Instructions to follow
Count every line that has "React" in it and give the total, nothing more.

★ ★ ★

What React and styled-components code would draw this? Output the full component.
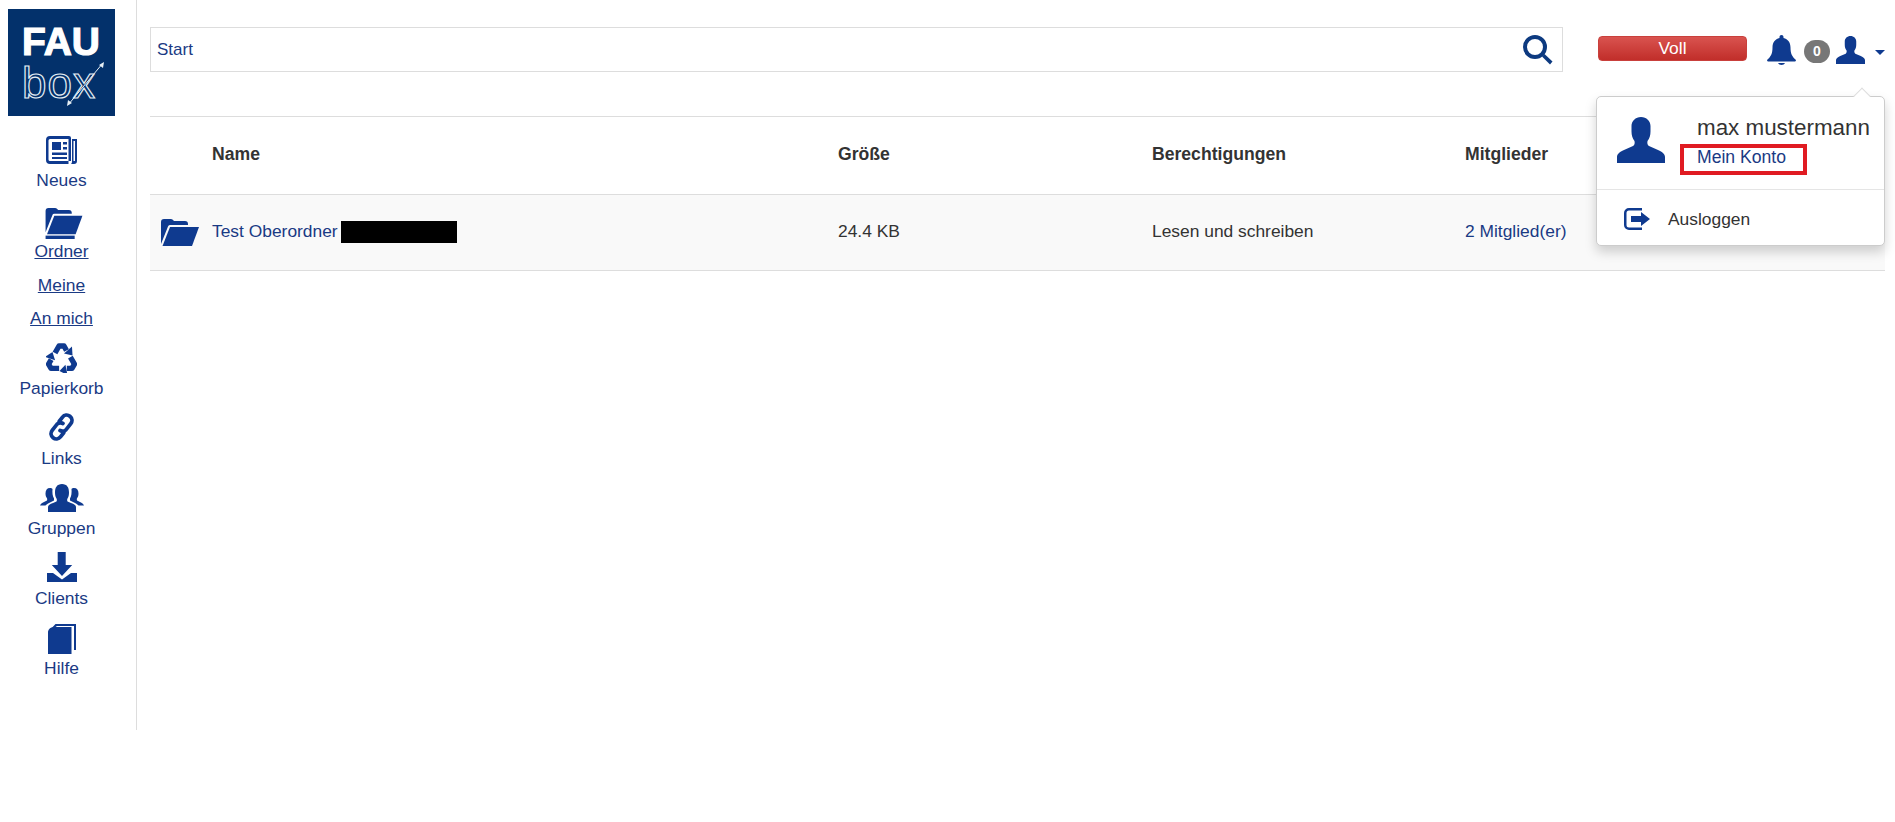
import React from "react";
import styled, { createGlobalStyle } from "styled-components";

const blue = "#0f3a8f";
const linkBlue = "#1a3a84";

const GlobalStyle = createGlobalStyle`
  html, body {
    margin: 0;
    padding: 0;
    background: #fff;
    overflow: hidden;
  }
  body {
    font-family: "Liberation Sans", Arial, sans-serif;
    font-size: 17.4px;
    color: #333;
  }
  *, *::before, *::after {
    box-sizing: border-box;
  }
`;

const Page = styled.div`
  display: flex;
  width: 1895px;
  height: 822px;
  align-items: flex-start;
`;

const Sidebar = styled.nav`
  width: 137px;
  height: 730px;
  flex: none;
  padding: 9px 0 0 8px;
  border-right: 1px solid #ddd;
  display: flex;
  flex-direction: column;
`;

const Logo = styled.div`
  position: relative;
  width: 107px;
  height: 107px;
  margin-bottom: 14px;
  background: #03316b;
  color: #fff;
  overflow: hidden;
  display: flex;
  flex-direction: column;
  padding: 13px 0 0 14px;
`;

const LogoFau = styled.span`
  font-size: 39px;
  line-height: 40px;
  height: 36px;
  font-weight: 700;
  -webkit-text-stroke: 1.2px #fff;
`;

const LogoBox = styled.span`
  margin-top: 3px;
  font-size: 44px;
  line-height: 44px;
  letter-spacing: 1px;
  color: transparent;
  -webkit-text-stroke: 1.2px #e6eff5;
`;

const LogoArrow = styled.svg`
  position: absolute;
  left: 0;
  top: 0;
`;

const NavItem = styled.a`
  height: ${(p) => p.$h}px;
  margin-left: -8px;
  width: 123px;
  display: flex;
  flex-direction: column;
  align-items: center;
  gap: ${(p) => p.$gap}px;
  color: ${linkBlue};
  line-height: 24px;
  svg {
    display: block;
    flex: none;
    fill: ${blue};
  }
  span {
    text-decoration: ${(p) => (p.$underline ? "underline" : "none")};
  }
`;

const IconSlot = styled.div`
  height: ${(p) => p.$h}px;
  padding-left: ${(p) => p.$shift || 0}px;
  display: flex;
  align-items: flex-end;
`;

const Content = styled.main`
  position: relative;
  flex: 1;
  min-width: 0;
  padding: 27px 10px 0 13px;
`;

const TopBar = styled.header`
  display: flex;
  align-items: flex-start;
  height: 89px;
`;

const SearchBox = styled.div`
  width: 1413px;
  height: 45px;
  border: 1px solid #ddd;
  padding: 0 9px 0 6px;
  display: flex;
  align-items: center;
  justify-content: space-between;
  color: ${linkBlue};
  font-size: 17px;
`;

const QuotaButton = styled.button`
  width: 149px;
  height: 25px;
  margin: 9px 0 0 35px;
  padding: 0 0 1px;
  border: 1px solid #c9403c;
  border-radius: 4px;
  background: linear-gradient(to bottom, #d9534f, #c12e2a);
  color: #fff;
  font: inherit;
  line-height: 20px;
`;

const UserTools = styled.div`
  display: flex;
  align-items: center;
  margin: 8px 0 0 20px;
  height: 30px;
  svg {
    display: block;
    fill: ${blue};
  }
`;

const Badge = styled.span`
  width: 26px;
  height: 23px;
  margin: 2px 6px 0 8px;
  border-radius: 12px;
  background: #777;
  color: #fff;
  font-size: 14px;
  font-weight: 700;
  display: flex;
  align-items: center;
  justify-content: center;
`;

const Caret = styled.span`
  width: 0;
  height: 0;
  margin: 4px 0 0 10px;
  border-left: 5px solid transparent;
  border-right: 5px solid transparent;
  border-top: 5px solid ${blue};
`;

const Row = styled.div`
  display: grid;
  grid-template-columns: 62px 626px 314px 313px 1fr;
  align-items: center;
  border-bottom: 1px solid #ddd;
  height: ${(p) => p.$h}px;
  background: ${(p) => p.$bg || "#fff"};
  padding-bottom: 2px;
`;

const HeadRow = styled(Row)`
  border-top: 1px solid #ddd;
  font-weight: 700;
  font-size: 17.6px;
`;

const FolderCell = styled.div`
  padding: 1px 0 0 11px;
  svg {
    display: block;
    fill: ${blue};
  }
`;

const NameLink = styled.a`
  color: ${linkBlue};
  display: flex;
  align-items: center;
`;

const Redacted = styled.span`
  width: 116px;
  height: 22px;
  margin-left: 3px;
  background: #000;
`;

const MemberLink = styled.a`
  color: ${linkBlue};
`;

const Dropdown = styled.div`
  position: absolute;
  left: 1459px;
  top: 96px;
  width: 289px;
  height: 150px;
  background: #fff;
  border: 1px solid #ccc;
  border-radius: 5px;
  box-shadow: 0 6px 12px rgba(0, 0, 0, 0.175);
  display: flex;
  flex-direction: column;
  &::before {
    content: "";
    position: absolute;
    right: 16px;
    top: -7px;
    width: 12px;
    height: 12px;
    background: #fff;
    border-left: 1px solid #ddd;
    border-top: 1px solid #ddd;
    transform: rotate(45deg);
  }
`;

const ProfileRow = styled.div`
  height: 93px;
  flex: none;
  border-bottom: 1px solid #e5e5e5;
  display: flex;
  padding: 20px 0 0 20px;
  svg {
    display: block;
    fill: ${blue};
  }
`;

const ProfileText = styled.div`
  margin-left: 32px;
  margin-top: -2px;
`;

const ProfileName = styled.div`
  font-size: 22.4px;
  line-height: 26px;
  white-space: nowrap;
  color: #333;
`;

const AccountLink = styled.a`
  position: relative;
  display: block;
  margin-top: 5px;
  font-size: 17.6px;
  line-height: 22px;
  color: ${linkBlue};
  &::after {
    content: "";
    position: absolute;
    left: -17px;
    top: -2px;
    width: 127px;
    height: 31px;
    border: 4px solid #e01b22;
  }
`;

const LogoutRow = styled.a`
  flex: 1;
  display: flex;
  align-items: center;
  padding: 3px 0 0 27px;
  color: #333;
  svg {
    display: block;
    margin-right: 18px;
    fill: ${blue};
  }
`;

const Newspaper = () => (
  <svg width="31" height="28" viewBox="0 0 31 28">
    <path fillRule="evenodd" d="M4 0h19a2 2 0 0 1 2 2v23h-2.500V3H4a1.500 1.500 0 0 0-1.500 1.500v19A1.500 1.500 0 0 0 4 25h18.500v3H4a4 4 0 0 1-4-4V4a4 4 0 0 1 4-4z" />
    <path d="M6 6h9v8H6zM17 6h4v2.500h-4zM17 11h4v2.500h-4zM6 16.500h15V19H6zM6 21h15v2H6z" />
    <path d="M26 3h5v22a3 3 0 0 1-3 3h-3c1-1 1-2 1-3zM27.500 5v20h1.500V5z" fillRule="evenodd" />
  </svg>
);

const FolderOpen = ({ bar, w = 38, h = 32 }) => (
  <svg width={w} height={h} viewBox={bar ? "0 0 38 33" : "0 0 38 28"}>
    <path d="M0 26V4a3 3 0 0 1 3-3h7a3 3 0 0 1 2.500 1.500L13 3h11a3 3 0 0 1 3 3v1H9a2 2 0 0 0-2 1.500z" />
    <path d="M9 9h29l-7 19H1.500z" />
    {bar && <path d="M0 29.500h30V33H0z" />}
  </svg>
);

// three chasing arrows, one arm turned around the middle
const Recycle = () => (
  <svg width="31" height="30" viewBox="-15.500 -16.500 31 30">
    {[0, 120, 240].map((a) => (
      <g key={a} transform={`rotate(${a})`}>
        <path d="M-6.500-6.500L-2.500-13.500H2.500L5-9" fill="none" stroke={blue} strokeWidth="5.400" strokeLinejoin="round" />
        <path d="M10.500-13L11-4 2.500-6z" />
      </g>
    ))}
  </svg>
);

const LinkIcon = () => (
  <svg width="25" height="28" viewBox="-12.500 -14 25 28">
    <g transform="rotate(-52) scale(1.050)" fill="none" stroke={blue} strokeWidth="3.600" strokeLinecap="round">
      <path d="M3.500-1a5 5 0 0 0-4-4H-8a5 5 0 0 0 0 10H-3" />
      <path d="M-3.500 1a5 5 0 0 0 4 4H8a5 5 0 0 0 0-10H3" />
    </g>
  </svg>
);

const Group = () => (
  <svg width="44" height="28" viewBox="0 0 44 28">
    <path d="M8 28V23c0-2 2-3 5-4l3.500-1.500c.5-1 .5-2 0-3-1-1.500-1.500-3.500-1.500-6C15 3.500 17 0 22 0s7 3.500 7 8.500c0 2.500-.5 4.500-1.500 6-.5 1-.5 2 0 3L31 19c3 1 5 2 5 4v5z" />
    <path d="M0 21.500c.5-1.500 2-2.500 4-3.500l3-1.500c.3-.8.3-1.500 0-2.200C6 13 5.500 11.500 5.500 9.500 5.500 6 7 4 10 4c1 0 2 .3 2.500 1-.3 3.500 0 7 1.500 9.500v2l-5 2.500c-2 1-3 2-3.500 2.500z" />
    <path d="M44 21.500c-.5-1.500-2-2.500-4-3.500l-3-1.500c-.3-.8-.3-1.500 0-2.200 1-1.300 1.500-2.800 1.500-4.800C38.500 6 37 4 34 4c-1 0-2 .3-2.500 1 .3 3.500 0 7-1.500 9.500v2l5 2.500c2 1 3 2 3.500 2.500z" />
  </svg>
);

const Download = () => (
  <svg width="30" height="30" viewBox="0 0 30 30">
    <path d="M10.700 0h8v13h6.500L15 24 4.800 13h5.900z" />
    <path d="M0 21h6l9 6.500L24 21h6v9H0z" />
  </svg>
);

const Book = () => (
  <svg width="28" height="30" viewBox="0 0 28 30">
    <path d="M7.500 0H28v26h-2V2H9L0 8z" />
    <path d="M0 8c0-2 2-5 6-5h17.500v27H0z" />
  </svg>
);

const Search = () => (
  <svg width="30" height="30" viewBox="0 0 30 30">
    <circle cx="12" cy="12" r="10" fill="none" stroke="#0d3a80" strokeWidth="4" />
    <path d="M19 21.500L21.500 19 29.500 26.500 27 29.500z" fill="#0d3a80" />
  </svg>
);

const Bell = () => (
  <svg width="29" height="30" viewBox="0 0 29 30">
    <path d="M14.500 0c1.200 0 2 .8 2 2v1c4.500 1 7 4.500 7 9.500 0 6 1.500 9 5.500 12.500 0 .8-.5 1.500-1.500 1.500H1.500C.5 26.500 0 25.800 0 25c4-3.500 5.500-6.500 5.500-12.500 0-5 2.500-8.500 7-9.500V2c0-1.200.8-2 2-2z" />
    <path d="M11 28h7c-.5 1.300-2 2-3.500 2S11.500 29.300 11 28z" />
  </svg>
);

const User = ({ w, h }) => (
  <svg width={w} height={h} viewBox="0 0 48 46">
    <path d="M0 46v-6c0-3 2.500-5 7-7l9-4c1.500-1 2-2.500 1.500-5-2-2.500-3-5.500-3-9.500V9c0-5 4-9 9.500-9S33.500 4 33.500 9v5.500c0 4-1 7-3 9.500-.5 2.500 0 4 1.500 5l9 4c4.500 2 7 4 7 7v6z" />
  </svg>
);

const Logout = () => (
  <svg width="26" height="22" viewBox="0 0 26 22">
    <path d="M5 0h13v2.500H5A2.500 2.500 0 0 0 2.500 5v12A2.500 2.500 0 0 0 5 19.500h13V22H5a5 5 0 0 1-5-5V5a5 5 0 0 1 5-5z" />
    <path d="M7 8h10V4l9 7-9 7v-4H7z" />
  </svg>
);

const navItems = [
  { label: "Neues", icon: <Newspaper />, slot: 34, h: 77, gap: 4 },
  { label: "Ordner", icon: <FolderOpen bar />, slot: 32, h: 66, gap: 0, shift: 5, underline: true },
  { label: "Meine", h: 33, gap: 0, underline: true },
  { label: "An mich", h: 37, gap: 0, underline: true },
  { label: "Papierkorb", icon: <Recycle />, slot: 30, h: 70, gap: 3 },
  { label: "Links", icon: <LinkIcon />, slot: 28, h: 71, gap: 5 },
  { label: "Gruppen", icon: <Group />, slot: 28, h: 68, gap: 4 },
  { label: "Clients", icon: <Download />, slot: 30, h: 72, gap: 4 },
  { label: "Hilfe", icon: <Book />, slot: 30, h: 60, gap: 2 },
];

export default function App() {
  return (
    <Page>
      <GlobalStyle />
      <Sidebar>
        <Logo>
          <LogoFau>FAU</LogoFau>
          <LogoBox>box</LogoBox>
          <LogoArrow width="107" height="107" viewBox="0 0 107 107">
            <path d="M60 96L95 54" stroke="#e6eff5" strokeWidth="1" fill="none" />
            <path d="M96 53l-1 6-4-3zM59 97l1-6 4 3z" fill="#e6eff5" />
          </LogoArrow>
        </Logo>
        {navItems.map((item) => (
          <NavItem key={item.label} $h={item.h} $gap={item.gap} $underline={item.underline}>
            {item.icon && (
              <IconSlot $h={item.slot} $shift={item.shift}>
                {item.icon}
              </IconSlot>
            )}
            <span>{item.label}</span>
          </NavItem>
        ))}
      </Sidebar>
      <Content>
        <TopBar>
          <SearchBox>
            Start
            <Search />
          </SearchBox>
          <QuotaButton>Voll</QuotaButton>
          <UserTools>
            <Bell />
            <Badge>0</Badge>
            <User w={29} h={28} />
            <Caret />
          </UserTools>
        </TopBar>
        <HeadRow $h={79}>
          <div />
          <div>Name</div>
          <div>Größe</div>
          <div>Berechtigungen</div>
          <div>Mitglieder</div>
        </HeadRow>
        <Row $h={76} $bg="#f9f9f9">
          <FolderCell>
            <FolderOpen w={38} h={28} />
          </FolderCell>
          <NameLink>
            Test Oberordner
            <Redacted />
          </NameLink>
          <div>24.4 KB</div>
          <div>Lesen und schreiben</div>
          <MemberLink>2 Mitglied(er)</MemberLink>
        </Row>
        <Dropdown>
          <ProfileRow>
            <User w={48} h={46} />
            <ProfileText>
              <ProfileName>max mustermann</ProfileName>
              <AccountLink>Mein Konto</AccountLink>
            </ProfileText>
          </ProfileRow>
          <LogoutRow>
            <Logout />
            Ausloggen
          </LogoutRow>
        </Dropdown>
      </Content>
    </Page>
  );
}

★ ★ ★

Worked answer
2